__Exercise brief__. For each line of the data below that holds "full", copy the line.
[start]
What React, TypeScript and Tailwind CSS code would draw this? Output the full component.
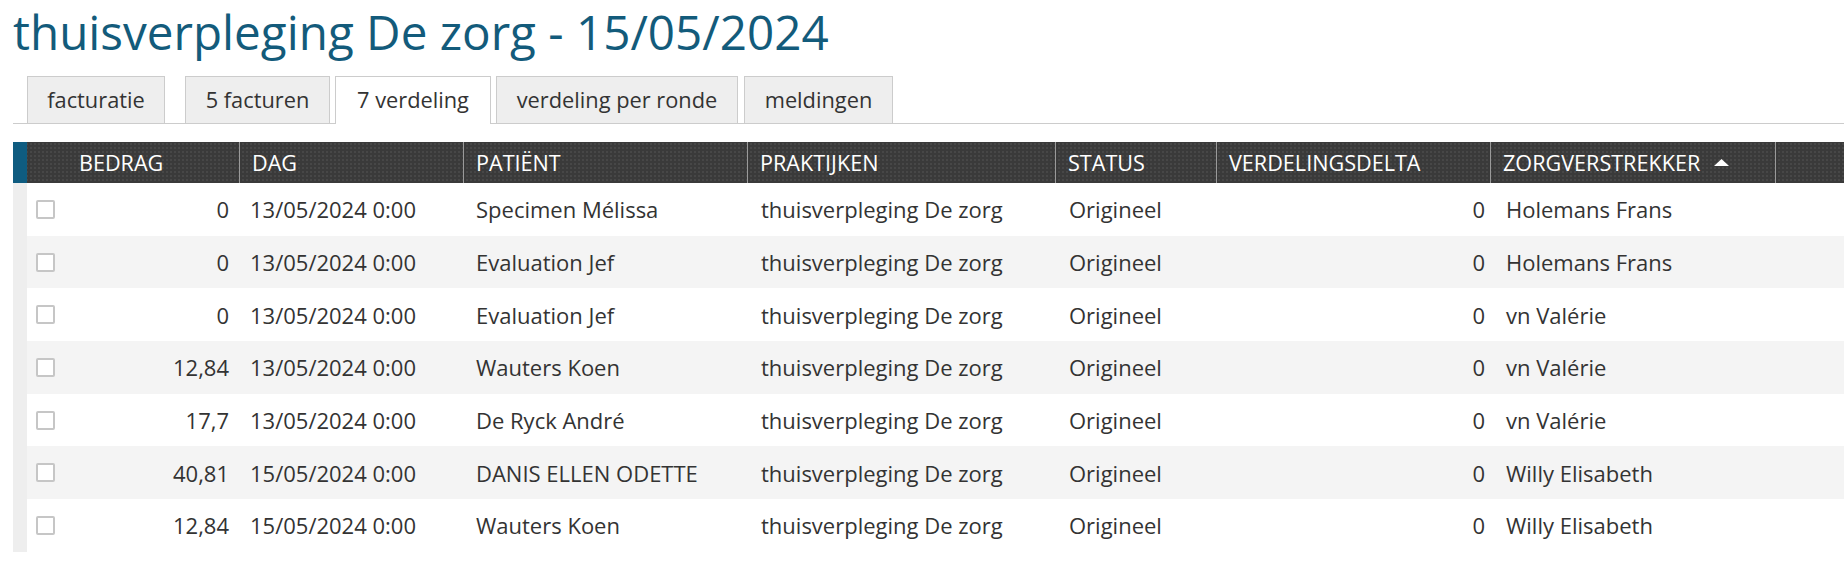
import type { ReactElement } from "react";

type Row = {
  bedrag: string;
  dag: string;
  patient: string;
  praktijk: string;
  status: string;
  delta: string;
  zorg: string;
};

const rows: Row[] = [
  { bedrag: "0", dag: "13/05/2024 0:00", patient: "Specimen Mélissa", praktijk: "thuisverpleging De zorg", status: "Origineel", delta: "0", zorg: "Holemans Frans" },
  { bedrag: "0", dag: "13/05/2024 0:00", patient: "Evaluation Jef", praktijk: "thuisverpleging De zorg", status: "Origineel", delta: "0", zorg: "Holemans Frans" },
  { bedrag: "0", dag: "13/05/2024 0:00", patient: "Evaluation Jef", praktijk: "thuisverpleging De zorg", status: "Origineel", delta: "0", zorg: "vn Valérie" },
  { bedrag: "12,84", dag: "13/05/2024 0:00", patient: "Wauters Koen", praktijk: "thuisverpleging De zorg", status: "Origineel", delta: "0", zorg: "vn Valérie" },
  { bedrag: "17,7", dag: "13/05/2024 0:00", patient: "De Ryck André", praktijk: "thuisverpleging De zorg", status: "Origineel", delta: "0", zorg: "vn Valérie" },
  { bedrag: "40,81", dag: "15/05/2024 0:00", patient: "DANIS ELLEN ODETTE", praktijk: "thuisverpleging De zorg", status: "Origineel", delta: "0", zorg: "Willy Elisabeth" },
  { bedrag: "12,84", dag: "15/05/2024 0:00", patient: "Wauters Koen", praktijk: "thuisverpleging De zorg", status: "Origineel", delta: "0", zorg: "Willy Elisabeth" },
];

// strip | checkbox | bedrag | dag | patiënt | praktijken | status | delta | zorgverstrekker | rest
const cols =
  "grid grid-cols-[14px_40px_172px_224px_284px_308px_161px_274px_285px_1fr]";

export default function App(): ReactElement {
  return (
    <div className="min-h-[584px] w-full bg-white pl-[13px] font-['Open_Sans',sans-serif] text-[#333333]">
      <Title />
      <Tabs />
      <Grid />
    </div>
  );
}

function Title(): ReactElement {
  return (
    <div className="h-[76px] pt-[8px]">
      <h1 className="text-[47.6px] font-normal leading-none text-[#135b7b]">
        thuisverpleging De zorg - 15/05/2024
      </h1>
    </div>
  );
}

function Tabs(): ReactElement {
  return (
    <div className="flex h-[48px] items-start border-b border-[#cccccc] pl-[14px] text-[21.8px]">
      <Tab label="facturatie" className="w-[138px]" />
      <Tab label="5 facturen" className="ml-[20px] w-[145px]" />
      <Tab label="7 verdeling" className="ml-[5px] w-[156px]" active />
      <Tab label="verdeling per ronde" className="ml-[5px] w-[242px]" />
      <Tab label="meldingen" className="ml-[6px] w-[149px]" />
    </div>
  );
}

function Tab({ label, className, active }: { label: string; className: string; active?: boolean }): ReactElement {
  return (
    <div
      className={`${className} flex items-center justify-center border border-b-0 border-[#cccccc] ${
        active ? "h-[48px] bg-white" : "h-[47px] bg-[#eeeeee]"
      }`}
    >
      {label}
    </div>
  );
}

function Grid(): ReactElement {
  return (
    <div className="mt-[18px]">
      <div className={`${cols} h-[41px] bg-[#3a3a3a] bg-[radial-gradient(#474747_1px,transparent_1px)] bg-[length:4px_4px] text-[21.6px] uppercase leading-none text-white`}>
        <div className="bg-[#0f5c80]" />
        <div className="col-span-2 flex items-center pl-[52px]">Bedrag</div>
        <HeadCell label="Dag" />
        <HeadCell label="Patiënt" />
        <HeadCell label="Praktijken" />
        <HeadCell label="Status" />
        <HeadCell label="Verdelingsdelta" />
        <HeadCell label="Zorgverstrekker" sorted />
        <div className="border-l border-[#9a9a9a]" />
      </div>
      {rows.map((r, i) => (
        <div
          key={i}
          className={`${cols} h-[52.7px] text-[22px] leading-none ${i % 2 === 1 ? "bg-[#f4f4f4]" : "bg-white"}`}
        >
          <div className="bg-[#eeeeee]" />
          <div className="flex items-center pl-[9px]">
            <div className="h-[19px] w-[19px] rounded-[2px] border-2 border-[#c6c6c6] bg-white" />
          </div>
          <div className="flex items-center justify-end pr-[10px]">{r.bedrag}</div>
          <div className="flex items-center pl-[11px]">{r.dag}</div>
          <div className="flex items-center pl-[13px]">{r.patient}</div>
          <div className="flex items-center pl-[14px]">{r.praktijk}</div>
          <div className="flex items-center pl-[14px]">{r.status}</div>
          <div className="flex items-center justify-end pr-[5px]">{r.delta}</div>
          <div className="flex items-center pl-[16px]">{r.zorg}</div>
          <div />
        </div>
      ))}
    </div>
  );
}

function HeadCell({ label, sorted }: { label: string; sorted?: boolean }): ReactElement {
  return (
    <div className="flex items-center border-l border-[#9a9a9a] pl-[12px]">
      <span>{label}</span>
      {sorted && (
        <svg width="15" height="7" viewBox="0 0 15 7" className="ml-[14px]" aria-hidden="true">
          <polygon points="0,7 7.5,0 15,7" fill="#ffffff" />
        </svg>
      )}
    </div>
  );
}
[end]
__Reply to the exercise__.
What React, TypeScript and Tailwind CSS code would draw this? Output the full component.
    <div className="min-h-[584px] w-full bg-white pl-[13px] font-['Open_Sans',sans-serif] text-[#333333]">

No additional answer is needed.